- Shaghuz Kaleh Location within Iran
- Coordinates: 36°50′31″N 50°49′05″E﻿ / ﻿36.84194°N 50.81806°E
- Country: Iran
- Province: Mazandaran
- County: Tonekabon
- District: Central
- City: Shirud

Population (2006)
- • Total: 272
- Time zone: UTC+3:30 (IRST)

= Shaghuz Kaleh =

Neighborhood in Mazandaran province, Iran

Shaghuz Kaleh (شاغوزكله) (Note: Also romanized as Shāghūz Kaleh) is a neighborhood in the city of Shirud in the Central District of Tonekabon County, Mazandaran province, Iran.

==Demographics==
===Population===
At the time of the 2006 census, Shaghuz Kaleh's population was 272 in 80 households, when it was a village in Goli Jan Rural District.

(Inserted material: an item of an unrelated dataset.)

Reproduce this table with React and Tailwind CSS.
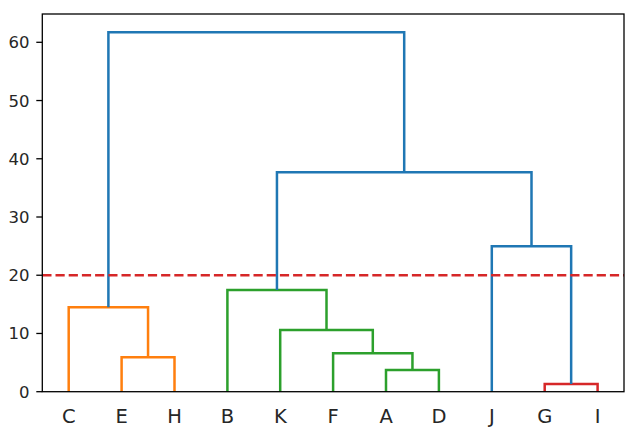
const Y0 = 391.7;

const links = [
  { c: '#ff7f0e', x1: 121.6, y1: Y0, x2: 174.5, y2: Y0, top: 357.3 },
  { c: '#ff7f0e', x1: 68.7, y1: Y0, x2: 148.05, y2: 357.3, top: 307.3 },
  { c: '#2ca02c', x1: 386, y1: Y0, x2: 438.9, y2: Y0, top: 370 },
  { c: '#2ca02c', x1: 333.1, y1: Y0, x2: 412.45, y2: 370, top: 353.3 },
  { c: '#2ca02c', x1: 280.2, y1: Y0, x2: 372.8, y2: 353.3, top: 330 },
  { c: '#2ca02c', x1: 227.4, y1: Y0, x2: 326.5, y2: 330, top: 290 },
  { c: '#d62728', x1: 544.7, y1: Y0, x2: 597.6, y2: Y0, top: 384 },
  { c: '#1f77b4', x1: 491.8, y1: Y0, x2: 571.15, y2: 384, top: 246.3 },
  { c: '#1f77b4', x1: 276.95, y1: 290, x2: 531.5, y2: 246.3, top: 172.3 },
  { c: '#1f77b4', x1: 108.4, y1: 307.3, x2: 404.2, y2: 172.3, top: 32.3 },
];

const leaves = ['C', 'E', 'H', 'B', 'K', 'F', 'A', 'D', 'J', 'G', 'I'];
const yTicks = [0, 10, 20, 30, 40, 50, 60];

function Dendrogram() {
  const left = 42.3;
  const right = 624;
  const top = 14;
  const perUnit = (Y0 - 42.3) / 60;

  return (
    <svg width="639" height="432" viewBox="0 0 639 432" className="block">
      {links.map((l, i) => (
        <path
          key={i}
          d={`M${l.x1} ${l.y1} V${l.top} H${l.x2} V${l.y2}`}
          fill="none"
          stroke={l.c}
          strokeWidth="2.5"
        />
      ))}

      <line x1={left} x2={right} y1={275.2} y2={275.2} stroke="#d62728" strokeWidth="2.5" strokeDasharray="9.2 4" />

      <rect x={left} y={top} width={right - left} height={Y0 - top} fill="none" stroke="#000" strokeWidth="1.3" />

      {yTicks.map(t => {
        const y = Y0 - t * perUnit;
        return (
          <g key={t}>
            <line x1={36.3} x2={left} y1={y} y2={y} stroke="#000" strokeWidth="1.3" />
            <text x={29.5} y={y + 6} textAnchor="end" fontSize="16.5" fill="#262626" fontFamily="'DejaVu Sans', sans-serif">
              {t}
            </text>
          </g>
        );
      })}

      {leaves.map((name, i) => (
        <text
          key={name}
          x={68.7 + i * 52.9}
          y={422.5}
          textAnchor="middle"
          fontSize="19.5"
          fill="#262626"
          fontFamily="'DejaVu Sans', sans-serif"
        >
          {name}
        </text>
      ))}
    </svg>
  );
}

export default function App() {
  return (
    <div className="w-[639px] h-[432px] bg-white overflow-hidden">
      <Dendrogram />
    </div>
  );
}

In 2008, the villages of Bala Shirud, Beramsar, Hemmatabad, Kaseh Gar Mahalleh, Khezr Konar, Kochanak, Lapa Sar, Lashtu, Mian Daj Mahalleh, Mohammadabad, Mojtame-ye Meskuni Farhangian, Pain Shirud, Ramj Mahalleh, Rashidiyeh, Shaghuz Kaleh, Sharifabad, Tamijanak, Vachak, and Zaruj Mahalleh were merged to form the city of Shirud.